穂村弘(歌人) ・ほむほむのふむふ
ゲスト:笹公人さん
1975年東京都生まれ、17歳のころ寺山修二の短歌を湯んだことがきっかけで、短歌を始める。 1999年未来短歌会に入会。 岡井隆さんに師事。 2003年第一歌集『念力家族』刊行。 後にNHKでドラマ化されました。 その後『念力図鑑』、『念力ろまん』などを発表、最近の歌集は父親の介護を詠んだ『終楽章』です。 去年出版された『新短歌入門』はNHK短歌のテキストの人気連載『念力短歌入門』を書籍化したものです。 現在は「未来」選者、俵万智さんとアイドル歌会の選者も務めています。 大正大学客員准教授でもありミュージシャンであり、作詞家でもあり幅ひろく活躍しています。
笹:念力とか超能力、オカルトとかと言う言葉が好きです。 第一歌集『念力家族』が家族全員が超能力を持っていて、そういったストーリー立ての歌集を出しました。
穂村:僕より一回り以上年下なのに、僕より上の世界観で、念力という言葉も昭和的な言葉ですよね。 付き合っている周りの人も年上が多いですよね。
笹:皆と同じ所へ行きたくないというのは根本的にあるんですね。 それで短歌に行ったんじゃないかと思います。
穂村:歌人はインドアーの人が多くて、繊細でしゃいで、と言った感じですが、笹さんは割とそうではないような。
「少年時友とつくりし秘密基地ふと訪ぬれば友が住みおり」 笹公人 驚きと笑いとノスタルジーがある面白い歌です。 笹:発表したのは20年以上前ですが、社会も時代によって変わってくるんだと思いました。
*「押し入れの主なり大き瓶のなか紅茶きのこはさびしくそびゆ」 笹公人
笹:大きな瓶の中にクラゲのようなものがあり、なんだろうと思って、気持ち悪いなあと思いましたが。 こんなのが流行っていたというのは凄いですね。
穂村:押し入れと言う言葉自体が段々判らなくなってきている人が居ます。 短歌の会で「畳」という題を出した時に、畳体験がない人が大分いました。
*「ブロック塀に書かれた鳥居に手を合わす幼き姉妹に涙溢れる」 笹公人
穂村:この歌、好きだなあ。 小さな神様がここにいると信じて手を合わす幼い姉妹がいて、それを目撃した人が居る。
笹:本当に見ました。 きゅんとしました。
「修学旅行で眼鏡をはずした中村は美少女でした。それで、それだけ」 笹公人
穂村:前半はあるパターンかもしれないが、内心ドキッとしたが物語は起きなくて「それでそれだけ」ということで、思春期はそういった連続で、何も起きない日々をずっとそれでそれだけ」を生きるという。

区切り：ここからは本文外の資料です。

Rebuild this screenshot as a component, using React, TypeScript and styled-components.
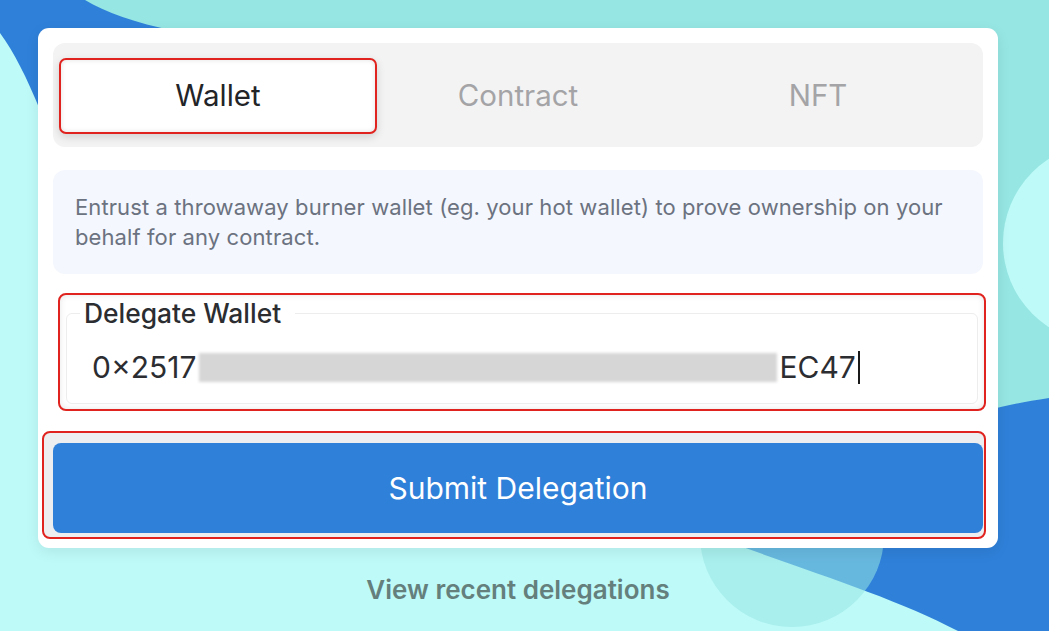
import styled, {createGlobalStyle} from "styled-components";

const tabs = ["Wallet", "Contract", "NFT"];

export default function App() {
    const active = "Wallet";

    return (
        <Page>
            <GlobalStyle/>
            <Backdrop viewBox="0 0 1049 631" preserveAspectRatio="none" aria-hidden>
                <path d="M60 0 L1049 0 L1049 430 L700 530 L180 260 Z" fill="#96e6e3"/>
                <path
                    d="M0 0 L85 0 C105 12 135 23 175 31 L175 130 L40 110 C27 78 14 52 0 33 Z"
                    fill="#2f80d9"
                />
                <circle cx="1103" cy="243" r="100" fill="#befaf8"/>
                <path
                    d="M1049 398 C1010 404 985 410 960 420 L640 520 L740 546 C820 575 900 600 958 631 L1049 631 Z"
                    fill="#2f80d9"
                />
                <circle cx="792" cy="535" r="92" fill="#96e6e3" fillOpacity="0.55"/>
            </Backdrop>

            <Content>
                <Card>
                    <TabBar>
                        {tabs.map((tab) => (
                            <Tab key={tab} $active={tab === active}>
                                {tab}
                            </Tab>
                        ))}
                    </TabBar>

                    <Description>
                        Entrust a throwaway burner wallet (eg. your hot wallet) to prove ownership on your
                        behalf for any contract.
                    </Description>

                    <FieldFrame>
                        <Fieldset>
                            <Legend>Delegate Wallet</Legend>
                            <AddressLine>
                                0×2517
                                <Redacted/>
                                EC47
                                <Caret/>
                            </AddressLine>
                        </Fieldset>
                    </FieldFrame>

                    <ButtonFrame>
                        <SubmitButton type="button">Submit Delegation</SubmitButton>
                    </ButtonFrame>
                </Card>

                <RecentLink href="#">View recent delegations</RecentLink>
            </Content>
        </Page>
    );
}

const GlobalStyle = createGlobalStyle`
    html, body {
        margin: 0;
        padding: 0;
        background: #befaf8;
    }

    * {
        box-sizing: border-box;
    }
`;

const Page = styled.main`
    position: relative;
    width: 100%;
    height: 100vh;
    overflow: hidden;
    font-family: Inter, "Noto Sans", sans-serif;
`;

const Backdrop = styled.svg`
    position: absolute;
    inset: 0;
    width: 100%;
    height: 100%;
`;

const Content = styled.div`
    position: relative;
    width: 960px;
    display: flex;
    flex-direction: column;
    align-items: center;
    margin: 0 0 0 38px;
    padding-top: 28px;
`;

const Card = styled.section`
    width: 960px;
    display: flex;
    flex-direction: column;
    padding: 15px 15px 9px;
    background: #ffffff;
    border-radius: 11px;
    box-shadow: 0 4px 14px rgba(0, 0, 0, 0.08);
`;

const TabBar = styled.div`
    display: grid;
    grid-template-columns: repeat(3, 300px);
    padding: 15px 15px 13px;
    background: #f3f3f4;
    border-radius: 12px;
`;

const Tab = styled.div<{ $active: boolean }>`
    height: 76px;
    display: flex;
    align-items: center;
    justify-content: center;
    padding-bottom: 2px;
    font-size: 29.5px;
    color: ${(p) => (p.$active ? "#222428" : "#a4a4a6")};
    ${(p) =>
        p.$active &&
        `
        margin: 0 -9px;
        background: #ffffff;
        border: 2px solid #e0231f;
        border-radius: 7px;
        box-shadow: 0 3px 8px rgba(0, 0, 0, 0.14), inset 0 0 5px rgba(0, 0, 0, 0.12);
    `}
`;

const Description = styled.p`
    margin: 23px 0 0;
    padding: 22px 22px;
    height: 104px;
    background: #f4f7fd;
    border-radius: 12px;
    font-size: 22px;
    line-height: 30px;
    letter-spacing: 0.1px;
    color: #6b7280;
`;

const FieldFrame = styled.div`
    margin: 19px -3px 0 5px;
    height: 118px;
    padding: 3px 6px 5px;
    border: 2px solid #e0231f;
    border-radius: 8px;
    background: #ffffff;
    box-shadow: inset 0 0 6px rgba(0, 0, 0, 0.1);
`;

const Fieldset = styled.fieldset`
    margin: 0;
    height: 100%;
    padding: 0 25px;
    border: 1px solid #ededed;
    border-radius: 6px;
`;

const Legend = styled.legend`
    margin-left: -12px;
    padding: 0 14px 0 4px;
    font-size: 26.4px;
    line-height: 30px;
    font-weight: 500;
    color: #2b2d31;
`;

const AddressLine = styled.div`
    display: flex;
    align-items: center;
    margin-top: 21px;
    font-size: 30px;
    line-height: 36px;
    color: #2b2d31;
`;

const Redacted = styled.span`
    width: 578px;
    height: 29px;
    margin: 0 3px 0 2px;
    background: #d6d6d6;
    filter: blur(1.5px);
`;

const Caret = styled.span`
    width: 2px;
    height: 33px;
    margin-left: 2px;
    background: #1a1a1a;
`;

const ButtonFrame = styled.div`
    margin: 20px -3px 0 -11px;
    height: 108px;
    padding: 10px 1px 4px 9px;
    border: 2px solid #e0231f;
    border-radius: 8px;
    background: #eceef0;
`;

const SubmitButton = styled.button`
    width: 100%;
    height: 90px;
    border: none;
    border-radius: 8px;
    background: #2f80d9;
    color: #ffffff;
    font-family: Inter, "Noto Sans", sans-serif;
    font-size: 30px;
    cursor: pointer;
`;

const RecentLink = styled.a`
    margin-top: 27px;
    font-size: 26px;
    line-height: 30px;
    font-weight: 600;
    color: #647f7c;
    text-decoration: none;
`;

笹:その時でしか見えない姿と言うものはあります。 告白などできないし、念力に頼るしかなかったですね。 寺山修司青春歌集を読んで、自分でも作りたいなあと思いました。
「体温計くわえて窓に額つけ「ゆひら」だとさわぐ雪のことかよ」 穂村弘
笹:短歌を始めた頃、短歌の例が古いんです。 おしゃれだし、現代を捉えているなあと思いました。 新鮮な驚きを覚えています。
「酔ってるの?あたしが誰かわかってる?」「ブーフーウーのウーじゃないかな」穂村弘
笹:酔って恋太同士のおちゃらけ場面だと思います。
穂村:若い人は「ブーフーウー」を誰も知らなくて。
笹:バンドは高校生のころからやっていました。 なんかの大会で優勝して、CDも出しましたが、全く売れませんでした。 短歌は入選したりして、「未来」に入会し短歌の世界に入りました。

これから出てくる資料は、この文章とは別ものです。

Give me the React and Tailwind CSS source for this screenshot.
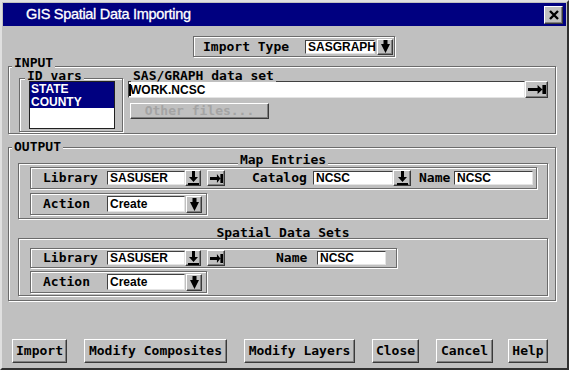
import React from 'react';

const monoBase = "font-['DejaVu_Sans_Mono',monospace] font-bold text-[13px]";
const mono = `${monoBase} text-black`;
const sans = "font-['Liberation_Sans',Arial,sans-serif] font-bold text-[12px]";
const raised = "border border-t-white border-l-white border-r-[#3a3a3a] border-b-[#3a3a3a] shadow-[inset_-1px_-1px_0_#808080] bg-[#c0c0c0]";
const sunken = "bg-white border border-t-[#404040] border-l-[#404040] border-r-[#e4e4e4] border-b-[#e4e4e4]";
const etched = "border border-[#6b6b6b] shadow-[inset_1px_1px_0_#fff,1px_1px_0_#fff]";

const DropIcon = () => (
    <svg width="9" height="13" viewBox="0 0 9 13">
        <path d="M2.5 0h4v4h2.5l-4.5 9L0 4h2.5z" fill="#000" />
    </svg>
);

const DownBar = () => (
    <svg width="11" height="14" viewBox="0 0 11 14">
        <path d="M4 0h3v6h3l-4.5 5L1 6h3z M0 12h11v2H0z" fill="#000" />
    </svg>
);

const ArrowBar = ({ w = 14 }) => (
    <svg width={w} height="9" viewBox="0 0 15 9" preserveAspectRatio="none">
        <path d="M0 3h8V0l4 4.5L8 9V6H0z M12 0h3v9h-3z" fill="#000" />
    </svg>
);

const Legend = ({ children, className }) => (
    <span className={`absolute bg-[#c0c0c0] px-[2px] h-[10px] leading-[10px] whitespace-nowrap ${mono} ${className}`}>
        {children}
    </span>
);

const Field = ({ value, w, h = 'h-[14px]' }) => (
    <div className={`${sunken} ${w} ${h} flex items-center pl-[2px] ${sans} text-black leading-none`}>{value}</div>
);

const IconBtn = ({ children, w = 'w-[16px]', h = 'h-[16px]', className = '' }) => (
    <div className={`${raised} ${w} ${h} flex items-center justify-center ${className}`}>{children}</div>
);

const ActionRow = ({ mt }) => (
    <div className={`${etched} ${mt} ml-[11px] w-[177px] h-[22px] flex items-center pl-[12px]`}>
        <span className={`${mono} w-[64px]`}>Action</span>
        <Field value="Create" w="w-[78px]" h="h-[16px]" />
        <IconBtn w="w-[16px]" h="h-[17px]" className="ml-[1px]">
            <DropIcon />
        </IconBtn>
    </div>
);

const LibPart = () => (
    <>
        <span className={`${mono} w-[64px]`}>Library</span>
        <Field value="SASUSER" w="w-[78px]" />
        <IconBtn>
            <DownBar />
        </IconBtn>
        <IconBtn w="w-[18px]" className="ml-[6px]">
            <ArrowBar w={13} />
        </IconBtn>
    </>
);

const App = () => {
    const buttons = [
        ['Import', 'w-[55px]', 'ml-[10px]'],
        ['Modify Composites', 'w-[143px]', 'ml-[17px]'],
        ['Modify Layers', 'w-[111px]', 'ml-[17px]'],
        ['Close', 'w-[47px]', 'ml-[17px]'],
        ['Cancel', 'w-[57px]', 'ml-[17px]'],
        ['Help', 'w-[40px]', 'ml-[15px]'],
    ];

    return (
        <div className="w-[569px] h-[370px] bg-[#c0c0c0] border-2 border-t-[#e0e0e0] border-l-[#e0e0e0] border-r-[#303030] border-b-[#303030] overflow-hidden">
            {/* title bar */}
            <div className="ml-[1px] mt-[1px] w-[563px] h-[23px] bg-[#000080] flex items-center">
                <span className="ml-[23px] text-white text-[14.5px] font-['Liberation_Sans',Arial,sans-serif] tracking-[-0.3px] [-webkit-text-stroke:0.3px_#fff]">
                    GIS Spatial Data Importing
                </span>
                <div className={`${raised} ml-auto mr-[3px] w-[19px] h-[18px] flex items-center justify-center`}>
                    <svg width="10" height="10" viewBox="0 0 10 10">
                        <path d="M1 1L9 9M9 1L1 9" stroke="#000" strokeWidth="2.4" />
                    </svg>
                </div>
            </div>

            {/* import type */}
            <div className={`${etched} mt-[10px] ml-[191px] w-[202px] h-[21px] flex items-center pl-[9px]`}>
                <span className={`${mono} w-[102px]`}>Import Type</span>
                <Field value="SASGRAPH" w="w-[70px]" h="h-[14px]" />
                <IconBtn w="w-[16px]" h="h-[16px]" className="ml-[2px]">
                    <DropIcon />
                </IconBtn>
            </div>

            {/* INPUT */}
            <div className={`${etched} relative mt-[9px] ml-[6px] w-[548px] h-[68px] flex items-start pt-[11px] pl-[10px]`}>
                <Legend className="-top-[9px] left-[3px]">INPUT</Legend>
                <div className={`${etched} relative w-[104px] h-[54px] pt-[2px] pl-[9px]`}>
                    <Legend className="-top-[8px] left-[5px] h-[9px] leading-[9px]">ID vars</Legend>
                    <div className="relative z-10 w-[86px] h-[48px] bg-white border border-[#202020]">
                        <div className={`h-[13px] bg-[#000080] pl-[1px] flex items-center leading-none ${sans} text-white`}>STATE</div>
                        <div className={`h-[13px] bg-[#000080] pl-[1px] flex items-center leading-none ${sans} text-white`}>COUNTY</div>
                    </div>
                </div>
                <div className="relative ml-[5px] mt-[3px]">
                    <Legend className="-top-[11px] left-[3px] h-[12px] leading-[12px]">SAS/GRAPH data set</Legend>
                    <div className="flex">
                        <div className={`${sunken} w-[397px] h-[17px] flex items-center ${sans} text-black leading-none`}>
                            <span className="border-l-2 border-black h-[12px] mr-[-1px]"></span>
                            WORK.NCSC
                        </div>
                        <IconBtn w="w-[23px]" h="h-[17px]">
                            <ArrowBar w={18} />
                        </IconBtn>
                    </div>
                    <div className={`${raised} ml-[2px] mt-[5px] w-[139px] h-[16px] flex items-center justify-center ${monoBase} text-[#a4a4a4]`}>
                        Other files...
                    </div>
                </div>
            </div>

            {/* OUTPUT */}
            <div className={`${etched} relative mt-[13px] ml-[6px] w-[548px] h-[154px] pt-[15px] pl-[9px]`}>
                <Legend className="-top-[6px] left-[3px]">OUTPUT</Legend>

                <div className={`${etched} relative w-[530px] h-[56px] pt-[3px]`}>
                    <Legend className="-top-[9px] left-1/2 -translate-x-1/2">Map Entries</Legend>
                    <div className={`${etched} ml-[11px] w-[507px] h-[22px] flex items-center pl-[12px]`}>
                        <LibPart />
                        <span className={`${mono} ml-[27px] w-[61px]`}>Catalog</span>
                        <Field value="NCSC" w="w-[80px]" />
                        <IconBtn w="w-[18px]">
                            <DownBar />
                        </IconBtn>
                        <span className={`${mono} ml-[8px] w-[35px]`}>Name</span>
                        <Field value="NCSC" w="w-[79px]" />
                    </div>
                    <ActionRow mt="mt-[4px]" />
                </div>

                <div className={`${etched} relative mt-[19px] w-[530px] h-[58px] pt-[9px]`}>
                    <Legend className="-top-[11px] left-1/2 -translate-x-1/2">Spatial Data Sets</Legend>
                    <div className={`${etched} ml-[11px] w-[367px] h-[20px] flex items-center pl-[12px]`}>
                        <LibPart />
                        <span className={`${mono} ml-[51px] w-[41px]`}>Name</span>
                        <Field value="NCSC" w="w-[69px]" />
                    </div>
                    <ActionRow mt="mt-[3px]" />
                </div>
            </div>

            {/* buttons */}
            <div className="mt-[38px] flex">
                {buttons.map(([label, w, ml]) => (
                    <div key={label} className={`${raised} ${w} ${ml} h-[24px] flex items-center justify-center ${mono}`}>
                        {label}
                    </div>
                ))}
            </div>
        </div>
    );
};

export default App;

*「戦争で死にたる犬や猫の数も知りたし夏の千切れ雲の下」 笹公人
穂村:笹さんが壇上で泣いていて、ウズラが亡くなったという事でした。
笹:会場に向かう時にウズラがなくなったという事を獣医から電話で聞いて、打ち合わせをしている時から号泣していました。 動物を飼うのは好きです。
*「色彩都市」 歌:大貫妙子 編曲:坂本龍一
「サバンナの象のうんこよ聞いてくれだるいせつないこわいさみしい」 穂村弘
笹:透明な痛みみたいな、戦時中と比べれば天国みたいなところだけれど、それでも悩みが多いという、自問自答している、バブル時代の象徴的な歌だと思います。
*「あぜ道の彼方に灯るコンビニが宇宙母船に見えてふるさと」 笹公人
穂村:ユーホーの母船の様だという、しかしそれが自分の故郷だったという、普遍性のある歌だと思います。
*印はかあん、漢字など違っている可能性があります。